Only one in three respondents say their companies take active steps through education and training to make sure that managers and line employees speak the same language.
For example, Gilbane, a family-owned real estate development and construction firm in Providence, Rhode Island, has a large population of Spanish-speaking contractors. As a result, it needed to help its supervisors and field personnel learn Spanish in order to communicate new safety procedures and track incidents. Although the company could have sent key employees to classroom-based Spanish lessons, it instead opted to offer online language training through Rosetta Stone to employees for 12-month periods, even affording them some study time during working hours.
Equally important, the company surveyed participants to gauge the success of the program. The survey results showed that 72 percent of managers anticipated greater interactions with trade contractors in Spanish. In terms of language proficiency, Spanish learners within the company improved their pronunciation by 55 percent and their vocabulary by 50 percent. The flexible, online-anytime approach afforded by Rosetta Stone also offered clear financial advantages; Gilbane calculated a $450 savings per student over classroom-based instruction, which equates to an annual return on investment of 55.5 percent.
Finally, many companies now use language training to help their globally distributed and linguistically diverse employees overcome language barriers to share innovations, insights, and best practices with their coworkers. This kind of collaboration is critical for companies that aspire to operational excellence; however, language differences can significantly hinder it.
A Forbes study found clear evidence of how much this impacts the business world. According to the study, which looked at 100 U.S. companies with more than $500 million in revenue, 67 percent of participants said that miscommunication contributed to inefficiency. Another 46 percent said that miscommunication reduced collaboration among employees, and 42 percent said that it reduced productivity.
For example, Interstate Hotels & Resorts, which either owns or manages more than 400 hotels around the world, needed help establishing networks among its employee base. The company has properties in the U.S., Mexico, Ireland, Belgium, Russia, and India, among other locales. A recent expansion into China proved particularly difficult, in that the company’s U.S. and Chinese employees could not communicate with each other.
To address this, Interstate offered Rosetta Stone language instruction as part of an Executive Development program aimed at strengthening its talent pipeline in China by sending senior managers and highly promising employees from China to the U.S. to participate in training. Because the training was conducted entirely in English, the company offered Rosetta Stone to participants to improve their confidence and language skills. In addition, U.S. team leaders were given the opportunity to learn Chinese before traveling to company locations in China. The language training helped them build the critical listening and speaking skills required to succeed during their Chinese projects. As Bruce Barishman, Interstate’s director of organizational development and learning services, put it, “Rosetta Stone has enabled Interstate to literally talk the talk with regard to one of our core values: ‘Embrace others’ differences with respect.’”
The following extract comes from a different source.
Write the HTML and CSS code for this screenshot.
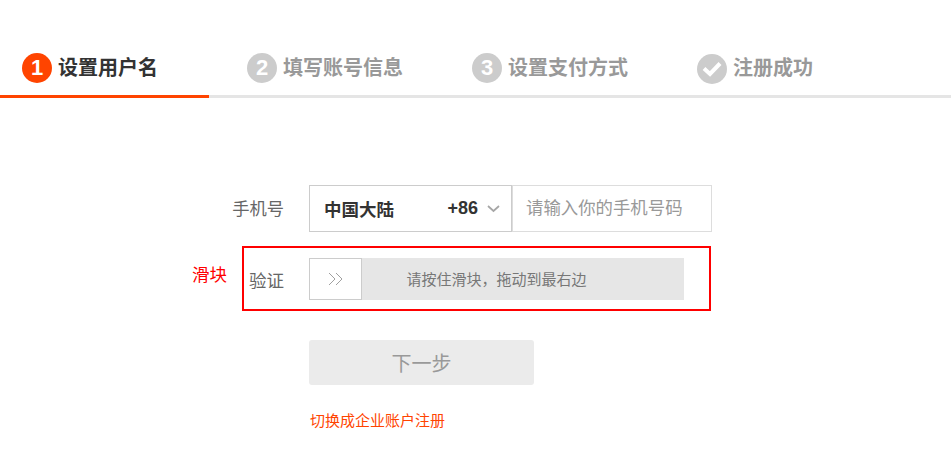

In the past, company-based language training was considered a nice perk to provide to employees—a soft benefit HR departments offered for personal improvement. Those days are gone. Globalization and demographic shifts have reshaped the business landscape, and even though the U.S. remains the largest economy in the world, the biggest growth opportunities are now in market segments and countries that are insulated by language barriers. To effectively expand into those markets—and compete for both customers and talent—companies need to speak the language. Language skills are not just nice-to-have benefits, and they are not even competitive differentiators anymore. Speaking the language of your employees, customers, and partners is fundamental to doing business.